College of Veterinary Medicine

Small Animal DX & Therapeutic Techniques

Placement of a butterfly catheter

butterfly_cath.jpg (13508 bytes) Butterfly catheters have a steel needle (a) attached to flexible plastic wings (b) and a short piece of extension tubing (c). A 3 way stopcock (d) is attached to the catheter in this slide but is not used when the butterfly catheter is placed IV. The 3 way stopcock is used when the butterfly catheter is used for thoracocentesis (see thoracocentesis from selection menu for details).
Butterfly catheters are used for short term administration of drugs (drugs administered over a few minutes). For example, the anticancer drug vincristine or thiacetarsimide which is used to kill adult heartworms. Both of these drugs are very caustic to tissues.

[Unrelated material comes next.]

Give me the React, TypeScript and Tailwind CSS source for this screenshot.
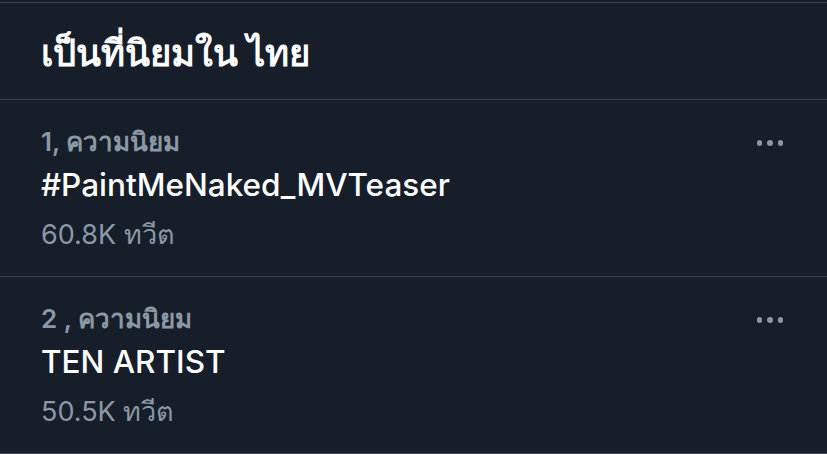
const trends = [
  { rank: '1,', label: '#PaintMeNaked_MVTeaser', count: '60.8K ทวีต' },
  { rank: '2 ,', label: 'TEN ARTIST', count: '50.5K ทวีต' },
];

function MoreDots() {
  return (
    <div className="flex items-center gap-[5px] pt-[4px]">
      <span className="block w-[5.5px] h-[5.5px] rounded-full bg-[#8b98a5]" />
      <span className="block w-[5.5px] h-[5.5px] rounded-full bg-[#8b98a5]" />
      <span className="block w-[5.5px] h-[5.5px] rounded-full bg-[#8b98a5]" />
    </div>
  );
}

export default function App() {
  return (
    <div
      className="w-[827px] h-[454px] overflow-hidden bg-[#161e2a] text-white"
      style={{ fontFamily: 'Inter, "Noto Sans", "DejaVu Sans", sans-serif' }}
    >
      <div className="h-[2px]" />
      <div className="border-t border-[#3a444f]" />
      <div className="h-[97px] flex items-center px-[41px] border-b border-[#3a444f]">
        <h2 className="text-[36.5px] font-bold leading-none pt-[4px]">เป็นที่นิยมใน ไทย</h2>
      </div>
      {trends.map((t) => (
        <div key={t.label} className="h-[177px] flex justify-between pl-[41px] pr-[44px] pt-[26px] border-b border-[#3a444f]">
          <div className="flex flex-col">
            <div className="text-[26px] font-semibold text-[#8b98a5] leading-[32px]">
              {t.rank} ความนิยม
            </div>
            <div className="text-[31.5px] font-medium leading-[44px] mt-[5px]">{t.label}</div>
            <div className="text-[27px] text-[#8b98a5] leading-[36px] mt-[10px]">{t.count}</div>
          </div>
          <div className="pt-[10px]">
            <MoreDots />
          </div>
        </div>
      ))}
    </div>
  );
}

To assure that the injection is being administered IV rather than SC, sterile fluid is flushed through the catheter before and after drug administration.

Placement of a butterfly catheter allows you to easily change between syringes containing drug or saline. It usually takes less time to place a butterfly catheter compared to other cephalic catheter types. Butterfly catheters are not taped in place for longer term use as the needle will lacerate the vein as the animal moves about.

bf1.jpg (21790 bytes) The catheter can be filled with saline before placement or air can be left in the line, depending upon blood to displace the air. The wings are folded up and held between thumb and index finger. The skin and vein are punctured with one thrust of the needle. The needle is beveled and should be placed with the opening of the bevel facing up. Notice the thumb of the hand holding the leg is placed adjacent to the vein to stabilize it.
bf2.jpg (19533 bytes) The needle is inserted into the vein to the level of the plastic wings. Notice that the catheter has been placed at the junction of the cephalic vein with the accessary cephalic vein.
bf3.jpg (18051 bytes) The thumb of the hand holding the leg is used to hold the catheter in place during drug administration. The catheter and leg will move as a unit when held with the same hand, preventing the needle from accidently withdrawing from the vein during drug administration.